In this paper, the authors propose a method for gradient-based regularization of the critic of MMD GAN-like models. Gradient constrained maximum mean discrepancy has been proposed in the paper. The presentation of the paper is clear however the results present in the section 3 are trivial and does not provide any new insights on understanding GAN. I would also assume that the original proposed approach would take a long time to train and the authors also mention this in the paper. Hence they propose to optimize the lower bound of the Gradient-Constrained MMD instead which essentially turns out to be the scaled version of MMD. But it is not very clear why the scaled MMD is performing better over vanilla MMD. Ideally one should expect similar behaviour for both of them.

Reviewer 2


		
This paper studied the gradient regularization for MMD-based critics in GANs. It proposed gradient constrained MMD and its approximation the Scaled MMD, which is a principle way to control the gradient. The results on several datasets show the effectiveness of SN-SMMDGAN. The idea of the paper is novel and elegant, solving an important problem for MMD-based GANs. The experimental results are pretty solid, compared will most related state-of-the-arts approaches on CIFAR, CelebA and ImageNet. The only concern is the performance of Sobolev GAN, which had some gap between CIFAR and CelebA. It is better to have more analysis on this and disclose the setting of it. The paper is well written, with good motivation and clear pipeline.

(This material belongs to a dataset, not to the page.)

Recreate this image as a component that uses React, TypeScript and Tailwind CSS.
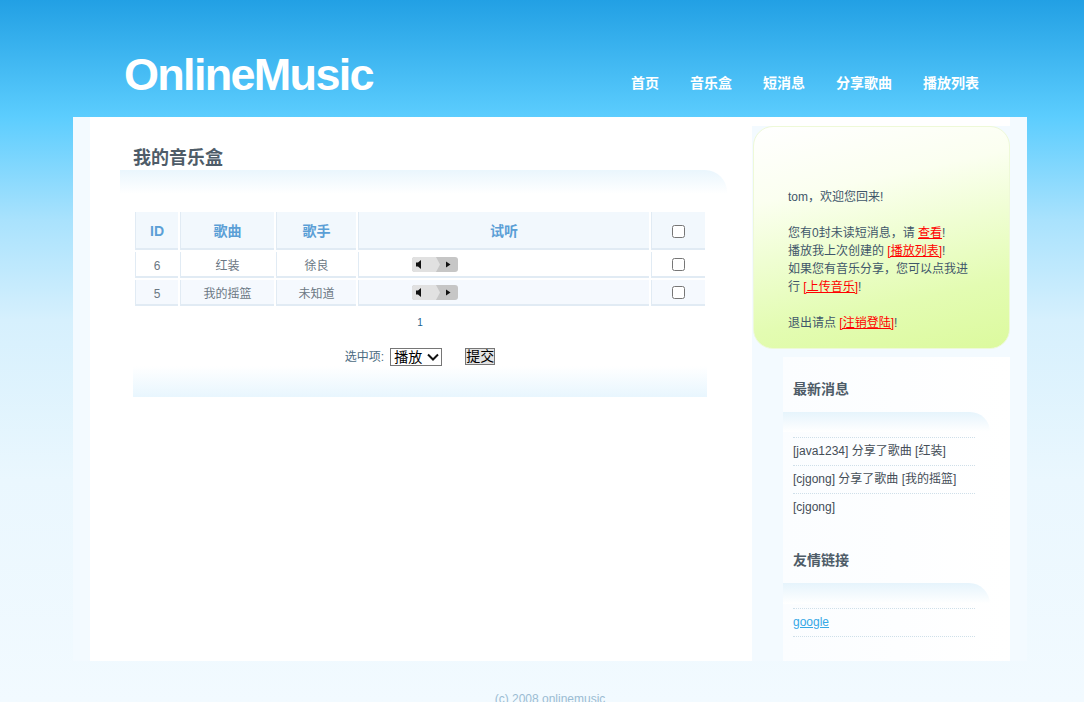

It well described the relations among different regularizers (for general GANs and MMD GANs).

Reviewer 3


		
Summary: The paper presents a gradient constrained MMD that generalizes the Sobolev discrepancy introduced in Sobolev GAN by adding an L_2 regularizer to the gradient regularizer (the kernel case was also discussed in the aforementioned paper). Computing this regularized MMD is computationally expensive authors propose a bound on the this discrepancy , and optimize with the new scaled MMD , that changes the radius of the ball in the RKHS according to the kernel and its derivative statistics on the target distribution in this paper. The paper then combines the Scaled MMD with the recently introduced spectral normalization in order to train GAN. Comments: - Line 88: phi_psi: X to R^s. It seems throughout the paper that s is considered to be equal 1. It would be good to mention this early on. Have you tried s >1? - Line 117 ||f||_{L} if this is the Lipchitz norm this is not correct one need to consider the definition with sup_{x,y} f(x)- f(y)/d(x,y), the one given is a bound. - Line 208 the gaussian kernel is considered always with sigma =1? - Table (2 b) SMMDGAN without SN is not given, it would been nice to have it as well to tease apart the contribution of SN and the scaled MMD. Line 247 and appendix, I think some more ablation study is needed to understand how this scaling and the spectral normalization interact.( see point below on tracking the RKHS norm and singular values with and without SN might help) - Have you tracked the cost function in the training process? How does the numerator and denominator behave? It would be great to see how the radius in the RKHS behave in the training and how this relates to the plots of singular values you give in Figure 2 with SN and w/ SN. - Line 242, on Sobolev GAN it seems that on CIFAR 10 there is an issue in the hyperparameter selection or the implementation or the choice of mu as it is set in this paper to mu =P. In the reviewer experience Sobolev GAN behaves at least close to WGAN-GP on CIFAR 10. Minor: - The figure captions are too sparse, and one needs to jump to the text to know what is going on. It would be good to have better descriptive captions it helps in the readability of the paper. -Figure 6 (a) and (b) are the same - would be good to have on a toy data like the mixture of gaussians to train the GAN with the original cost function given in proposition 4.